North American grain and oilseed futures were in free-fall mode during the week ended June 17, with November canola losing nearly $100 per tonne in the span of five trading sessions. Soybeans, corn and wheat futures in the U.S. also found themselves in a tailspin as speculative long liquidation built on itself in the grains and oilseeds.
Shifting Midwestern weather forecasts calling for more rain and moderate temperatures provided the catalyst for the downturn, with broad strength in the U.S. dollar also bearish for the North American grains and oilseeds. That strength in the U.S. dollar saw the Canadian dollar weaken, but the softer loonie wasn’t enough to slow the declines in canola.
In the background during the week was also talk of China imposing measures to reduce the country’s exposure to international commodity markets, which would conceivably cut into some of the country’s demand for imports. Rumours of possible changes to U.S. biodiesel policy were another bearish influence on agricultural markets, although confirmation was lacking.

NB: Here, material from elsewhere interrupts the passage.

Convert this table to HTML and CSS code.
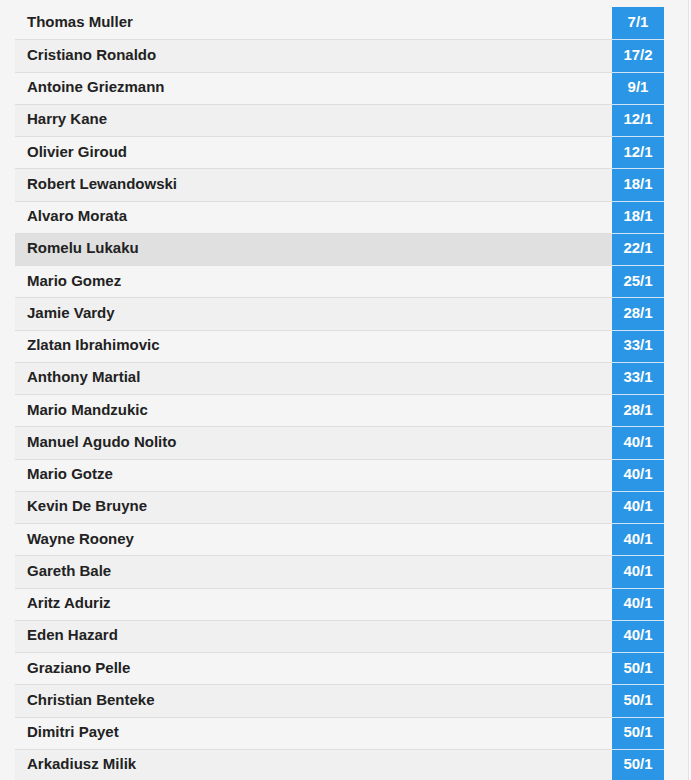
FILE: index.html
```html
<!DOCTYPE html>
<html>
<head>
<meta charset="utf-8">
<link rel="stylesheet" href="styles.css">
</head>
<body>
<div class="page">
  <div class="list">
    <div class="row"><div class="name">Thomas Muller</div><div class="odds">7/1</div></div>
    <div class="row"><div class="name">Cristiano Ronaldo</div><div class="odds">17/2</div></div>
    <div class="row"><div class="name">Antoine Griezmann</div><div class="odds">9/1</div></div>
    <div class="row"><div class="name">Harry Kane</div><div class="odds">12/1</div></div>
    <div class="row"><div class="name">Olivier Giroud</div><div class="odds">12/1</div></div>
    <div class="row"><div class="name">Robert Lewandowski</div><div class="odds">18/1</div></div>
    <div class="row"><div class="name">Alvaro Morata</div><div class="odds">18/1</div></div>
    <div class="row hover"><div class="name">Romelu Lukaku</div><div class="odds">22/1</div></div>
    <div class="row"><div class="name">Mario Gomez</div><div class="odds">25/1</div></div>
    <div class="row"><div class="name">Jamie Vardy</div><div class="odds">28/1</div></div>
    <div class="row"><div class="name">Zlatan Ibrahimovic</div><div class="odds">33/1</div></div>
    <div class="row"><div class="name">Anthony Martial</div><div class="odds">33/1</div></div>
    <div class="row"><div class="name">Mario Mandzukic</div><div class="odds">28/1</div></div>
    <div class="row"><div class="name">Manuel Agudo Nolito</div><div class="odds">40/1</div></div>
    <div class="row"><div class="name">Mario Gotze</div><div class="odds">40/1</div></div>
    <div class="row"><div class="name">Kevin De Bruyne</div><div class="odds">40/1</div></div>
    <div class="row"><div class="name">Wayne Rooney</div><div class="odds">40/1</div></div>
    <div class="row"><div class="name">Gareth Bale</div><div class="odds">40/1</div></div>
    <div class="row"><div class="name">Aritz Aduriz</div><div class="odds">40/1</div></div>
    <div class="row"><div class="name">Eden Hazard</div><div class="odds">40/1</div></div>
    <div class="row"><div class="name">Graziano Pelle</div><div class="odds">50/1</div></div>
    <div class="row"><div class="name">Christian Benteke</div><div class="odds">50/1</div></div>
    <div class="row"><div class="name">Dimitri Payet</div><div class="odds">50/1</div></div>
    <div class="row"><div class="name">Arkadiusz Milik</div><div class="odds">50/1</div></div>
  </div>
</div>
</body>
</html>
```

FILE: styles.css
```css
html, body {
  margin: 0;
  padding: 0;
  background: #fbfbfb;
  height: 100%;
  overflow: hidden;
}
.page {
  width: 689px;
  height: 780px;
  background: #f5f5f5;
  border-right: 1px solid #e3e3e3;
  padding: 7px 0 0 15px;
  box-sizing: border-box;
  font-family: "Liberation Sans", Arial, sans-serif;
  font-size: 15px;
  font-weight: bold;
}
.list {
  width: 649px;
  display: flex;
  flex-direction: column;
}
.row {
  display: grid;
  grid-template-columns: 1fr 52px;
  height: 32.25px;
  box-sizing: border-box;
}
.row + .row .name {
  border-top: 1px solid #dedede;
}
.row + .row .odds {
  border-top: 1px solid #cfe4f6;
}
.row:nth-child(even) .name {
  background: #f0f0f0;
}
.row.hover .name {
  background: #e0e0e0;
}
.name,
.odds {
  display: flex;
  align-items: center;
  padding-bottom: 3px;
  box-sizing: border-box;
}
.name {
  padding-left: 12px;
  color: #222;
  background: #f5f5f5;
}
.odds {
  justify-content: center;
  background: #2b96e6;
  color: #fff;
}
```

While grains and oilseeds were due for a correction from a chart standpoint, the underlying fundamentals remain supportive and the latest downturn could be seen as a buying opportunity going forward.
Old-crop canola supplies are still tight, demand is still strong and the Prairies will be in need of much more moisture through the growing season.

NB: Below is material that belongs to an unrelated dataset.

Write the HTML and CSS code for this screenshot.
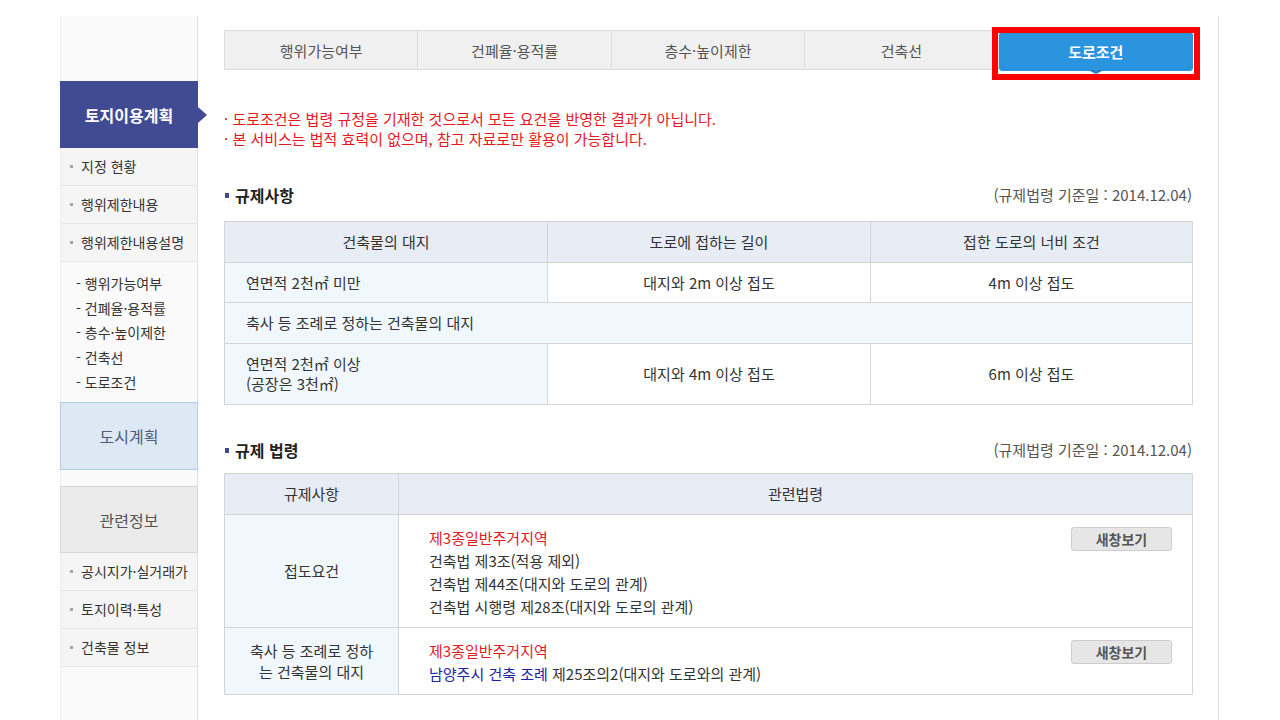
FILE: index.html
```html
<!DOCTYPE html>
<html lang="ko">
<head>
<meta charset="utf-8">
<title>토지이용계획 - 도로조건</title>
<link rel="stylesheet" href="styles.css">
</head>
<body>
<div class="wrap">
  <aside class="sidebar">
    <div class="side-top"></div>
    <div class="side-title active">토지이용계획</div>
    <ul class="side-menu">
      <li>지정 현황</li>
      <li>행위제한내용</li>
      <li>행위제한내용설명</li>
    </ul>
    <ul class="side-sub">
      <li>- 행위가능여부</li>
      <li>- 건폐율·용적률</li>
      <li>- 층수·높이제한</li>
      <li>- 건축선</li>
      <li>- 도로조건</li>
    </ul>
    <div class="side-title city">도시계획</div>
    <div class="side-gap"></div>
    <div class="side-title info">관련정보</div>
    <ul class="side-menu">
      <li>공시지가·실거래가</li>
      <li>토지이력·특성</li>
      <li>건축물 정보</li>
    </ul>
  </aside>

  <main class="main">
    <div class="tabs">
      <div class="tab">행위가능여부</div>
      <div class="tab">건폐율·용적률</div>
      <div class="tab">층수·높이제한</div>
      <div class="tab">건축선</div>
      <div class="tab tab-on">도로조건<span class="highlight"></span></div>
    </div>

    <div class="notice">
      <p>· 도로조건은 법령 규정을 기재한 것으로서 모든 요건을 반영한 결과가 아닙니다.</p>
      <p>· 본 서비스는 법적 효력이 없으며, 참고 자료로만 활용이 가능합니다.</p>
    </div>

    <div class="sec-head">
      <h2 class="sec-title">규제사항</h2>
      <span class="sec-date">(규제법령 기준일 : 2014.12.04)</span>
    </div>
    <table class="grid grid-one">
      <colgroup><col class="c3"><col class="c3"><col></colgroup>
      <thead>
        <tr><th>건축물의 대지</th><th>도로에 접하는 길이</th><th>접한 도로의 너비 조건</th></tr>
      </thead>
      <tbody>
        <tr class="r40"><td class="label">연면적 2천㎡ 미만</td><td>대지와 2m 이상 접도</td><td>4m 이상 접도</td></tr>
        <tr class="r41"><td class="label" colspan="3">축사 등 조례로 정하는 건축물의 대지</td></tr>
        <tr class="r61"><td class="label">연면적 2천㎡ 이상<br>(공장은 3천㎡)</td><td>대지와 4m 이상 접도</td><td>6m 이상 접도</td></tr>
      </tbody>
    </table>

    <div class="sec-head sec-two">
      <h2 class="sec-title">규제 법령</h2>
      <span class="sec-date">(규제법령 기준일 : 2014.12.04)</span>
    </div>
    <table class="grid grid-two">
      <colgroup><col class="cfirst"><col></colgroup>
      <thead>
        <tr><th>규제사항</th><th>관련법령</th></tr>
      </thead>
      <tbody>
        <tr>
          <td class="label center">접도요건</td>
          <td class="law">
            <div class="law-row">
              <div class="law-text">
                <div class="red">제3종일반주거지역</div>
                <div>건축법 제3조(적용 제외)</div>
                <div>건축법 제44조(대지와 도로의 관계)</div>
                <div>건축법 시행령 제28조(대지와 도로의 관계)</div>
              </div>
              <button class="btn" type="button">새창보기</button>
            </div>
          </td>
        </tr>
        <tr>
          <td class="label center two">축사 등 조례로 정하<br>는 건축물의 대지</td>
          <td class="law">
            <div class="law-row">
              <div class="law-text">
                <div class="red">제3종일반주거지역</div>
                <div><span class="blue">남양주시 건축 조례</span> 제25조의2(대지와 도로와의 관계)</div>
              </div>
              <button class="btn" type="button">새창보기</button>
            </div>
          </td>
        </tr>
      </tbody>
    </table>
  </main>
</div>
</body>
</html>
```

FILE: styles.css
```css
* { box-sizing: border-box; }
html, body { margin: 0; padding: 0; background: #fff; }
body {
  font-family: "Noto Sans CJK KR", "Noto Sans", sans-serif;
  font-size: 14px;
  color: #333;
  width: 1280px;
  height: 720px;
  overflow: hidden;
}
ul { list-style: none; margin: 0; padding: 0; }
p, h2 { margin: 0; }

.wrap {
  display: flex;
  padding: 16px 0 0 60px;
}

/* sidebar */
.sidebar {
  width: 138px;
  min-height: 704px;
  background: #fafafa;
  border-left: 1px solid #ededed;
  border-right: 1px solid #e2e2e2;
}
.side-top { height: 65px; }
.side-title {
  display: flex;
  align-items: center;
  justify-content: center;
  font-size: 16px;
  height: 68px;
}
.side-title.active {
  position: relative;
  height: 67px;
  margin: 0 -1px;
  background: #414b94;
  color: #fff;
  font-weight: bold;
}
.side-title.active::after {
  content: "";
  position: absolute;
  right: -9px;
  top: 26px;
  border-left: 9px solid #414b94;
  border-top: 8px solid transparent;
  border-bottom: 8px solid transparent;
}
.side-title.city {
  background: #dde8f5;
  border: 1px solid #b9cce4;
  color: #4f5e7e;
  margin: 0 -1px;
}
.side-title.info {
  background: #ebebeb;
  border: 1px solid #d6d6d6;
  color: #555;
  height: 67px;
  margin: 0 -1px;
}
.side-gap { height: 16px; }
.side-menu li {
  height: 38px;
  line-height: 37px;
  padding-left: 20px;
  position: relative;
  background: #f5f5f5;
  border-bottom: 1px solid #e6e6e6;
  font-size: 14px;
  color: #333;
}
.side-menu li::before {
  content: "";
  position: absolute;
  left: 9px;
  top: 17px;
  width: 3px;
  height: 3px;
  background: #a5a5a5;
}
.side-sub {
  padding: 9px 0 8px 15px;
  height: 140px;
}
.side-sub li {
  line-height: 24.7px;
  font-size: 14px;
  color: #333;
}

/* main */
.main {
  width: 1021px;
  min-height: 704px;
  padding: 14px 25px 0 26px;
  border-right: 1px solid #e2e2e2;
  font-size: 15px;
}
.tabs {
  display: flex;
  height: 40px;
}
.tab {
  flex: 1;
  display: flex;
  align-items: center;
  justify-content: center;
  background: #f0f0f0;
  border: 1px solid #dcdcdc;
  border-left: none;
  color: #555;
  font-size: 15px;
  position: relative;
}
.tab:first-child { border-left: 1px solid #dcdcdc; }
.tab-on {
  background: #2a95de;
  border: 1px solid #2a95de;
  border-radius: 3px;
  margin-top: 2px;
  height: 39px;
  color: #fff;
  font-weight: bold;
}
.tab-on::after {
  content: "";
  position: absolute;
  left: 50%;
  bottom: -4px;
  margin-left: -8px;
  border-top: 4px solid #2a7fc2;
  border-left: 8px solid transparent;
  border-right: 8px solid transparent;
}
.highlight {
  position: absolute;
  left: -8px;
  top: -6px;
  width: 208px;
  height: 53px;
  border: 6px solid #f00;
  pointer-events: none;
}

.notice {
  margin-top: 39px;
  color: #e8161e;
  font-size: 15px;
  line-height: 20px;
}

.sec-head {
  display: flex;
  justify-content: space-between;
  align-items: center;
  margin-top: 36px;
  line-height: 20px;
}
.sec-title {
  font-size: 16px;
  font-weight: bold;
  color: #222;
  padding-left: 11px;
  position: relative;
}
.sec-title::before {
  content: "";
  position: absolute;
  left: 1px;
  top: 8px;
  width: 4px;
  height: 5px;
  background: #3d4a94;
}
.sec-date {
  color: #555;
  font-size: 15px;
  padding-right: 1px;
}

.grid {
  width: 969px;
  border-collapse: collapse;
  table-layout: fixed;
  font-size: 15px;
  color: #333;
}
.grid-one { margin-top: 16px; }
.grid-two { margin-top: 13px; }
.sec-two { margin-top: 35px; }
.c3 { width: 323px; }
.cfirst { width: 174px; }
.grid th, .grid td {
  border: 1px solid #d4d4d4;
  text-align: center;
  vertical-align: middle;
  font-weight: normal;
  padding: 0;
  line-height: 20px;
}
.grid th {
  background: #e8edf5;
  height: 41px;
}
.grid td { background: #fff; }
.grid td.label {
  background: #f1f8fd;
  text-align: left;
  padding-left: 21px;
}
.grid td.label.center {
  text-align: center;
  padding-left: 0;
}
.grid td.two { line-height: 21px; }
.r40 td { height: 40px; }
.r41 td { height: 41px; }
.r61 td { height: 61px; }

.grid td.law {
  text-align: left;
  vertical-align: top;
  padding: 11px 20px 9px 30px;
}
.law-row {
  display: flex;
  justify-content: space-between;
  align-items: flex-start;
}
.law-text div { line-height: 23px; }
.red { color: #e31b23; }
.blue { color: #2323a8; }
.btn {
  width: 101px;
  height: 24px;
  margin-top: 1px;
  background: #e6e6e6;
  border: 1px solid #cdcdcd;
  border-radius: 3px;
  font-family: "Noto Sans CJK KR", sans-serif;
  font-size: 14px;
  font-weight: bold;
  color: #555;
  padding: 0;
  line-height: 20px;
}
```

Canola is also still relatively cheap compared to the product values, despite the historically strong price levels, which implies end-users have room to pay up more and still be quite profitable.

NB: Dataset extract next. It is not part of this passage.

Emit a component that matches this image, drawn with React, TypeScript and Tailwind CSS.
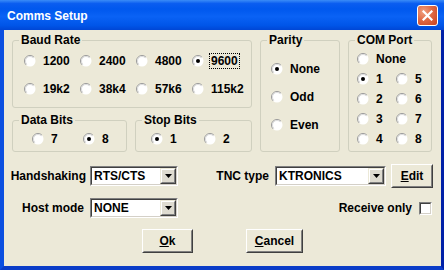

Crush margins did take a hit during the week, but at about $130 per tonne over the November futures, those margins are still more than double the levels seen at the same time a year ago.
From a technical standpoint, the November canola contract fell below the 20-day moving average around $728 per tonne during the week but managed to find some support at the 100-day average of $655 and correct off of that level. A test below the 100-day average would be bearish from a chart standpoint and set the stage for additional speculative selling pressure. However, if the market manages to hold, a retest to the upside is a good possibility.
Export movement did show some signs of slowing down during the week, with the 53,900 tonnes of canola shipped during the week ended June 13 the lowest weekly total in nearly two years. However, total exports through 44 weeks of the crop year of 9.7 million tonnes are up by 1.1 million tonnes from the previous year, and there’s likely just not that much left in the cupboards to move.
That only highlights the fact that the market will be banking on a good 2021 crop to restock the shelves and keep things moving in the new marketing year. More speculative shakeouts are possible, but at the end of the day, weather and the size of the crops will be the key market-moving factors over the coming weeks.